Die beiden Gesichter der MLS: links Frontansicht, rechts Rückseite.Die beiden Gesichter der MLS: links Frontansicht, rechts Rückseite.

„Als Linienschallquelle bezeichnet man Schallquellen, die auf ihrer Länge Schall erzeugen. Im Gegensatz zur Punktschallquelle, bei der sich die Schallwellen kugelförmig ausbreiten, geht man bei der Linienschallquelle von einer zylinderförmigen Ausbreitung der Schallwellen aus. Das beste Beispiel für Linienschallquellen sind Züge oder Strassenbahnen“.

Da ich nicht mit Plagiatsvorwürfen überhäuft werden will, gebe ich - ehrlich wie ich meist bin – an, wo ich das abgeschrieben habe, nämlich von der Webseite der Universität Essen aus der Rubrik Bauphysik-Interaktiv.

Während also die Linienschallquelle (auf Neuhochdeutsch Line Source)  im Zugverkehr schon längst in Aktion war, veröffentlichte der Akustik-Pionier Harry Olson erst 1957 seine Theorien und Experimente über diese Art von Schallabstrahlung mit Lautsprechern.

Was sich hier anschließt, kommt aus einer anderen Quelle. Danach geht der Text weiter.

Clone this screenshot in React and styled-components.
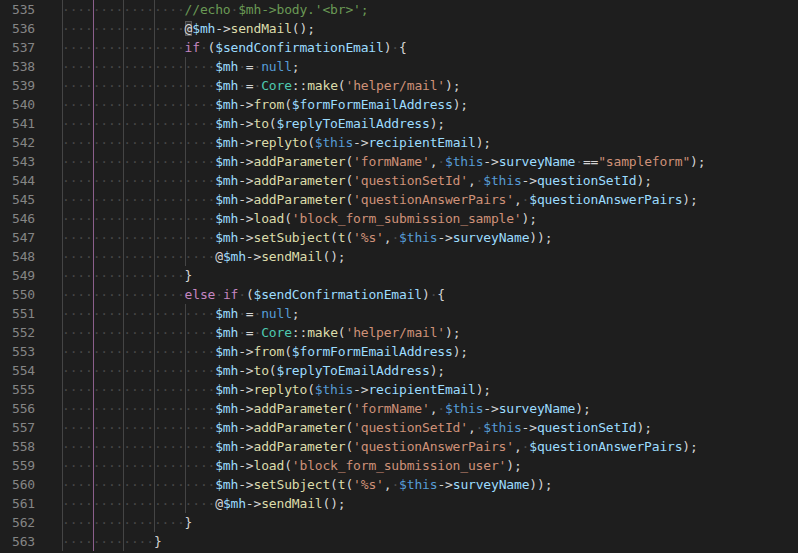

Den Höhepunkt dieser Technik zelebrierte die US Firma Infinity in den siebziger Jahren mit ihrer legendären IRS Beta. Im Gegensatz zum Schall einer Zugkombination, welcher zum Boden hin vom Schotter mehrheitlich absorbiert wird, liess man die Lautsprecher-Linienschallquelle als Dipolstrahler arbeiten, was auch bei der MLS von Piega der Fall ist.

Weitere Vorteile dieser Technik sind im nachfolgenden Interview mit Piega Entwickler Kurt Scheuch zu erfahren.

Vorurteile

Alle grossen Line-Source Systeme, die ich bisher gehört hatte, besassen eine Gemeinsamkeit: Ihr grossartiges Klangbild. Dieses führte dazu, dass grosse Klangkörper dementsprechend überzeugend und weiträumig, Solostimmen und gewisse Solo-Instrumente doch klar etwas zu gross dargestellt wurden. Bösartig ausgedrückt, könnte man sagen, Rebecca Pidgeon hätte auf einem solchen System eine geradezu „riesige Klappe“ und eine Solo-Gitarre plötzlich die Ausmasse einer Harfe.

Doch es gilt: „Lieber zu gross als zu klein“. Und in der Tat, was gibt es Jämmerlicheres als ein grosses Sinfonieorchester, das klingt wie aus der Konservendose?

Neben dieser Gemeinsamkeit – dem grossartigen Klangbild - klangen alle diese Giganto-Systeme mit ihrer doch sehr unterschiedlichen Bestückung grundverschieden. Von traumhaft schön, hart-analytisch, ja sogar scharf, bis zu basslastig-dröhnend und soft-verwaschen gab's da in der Vergangenheit alles zu hören.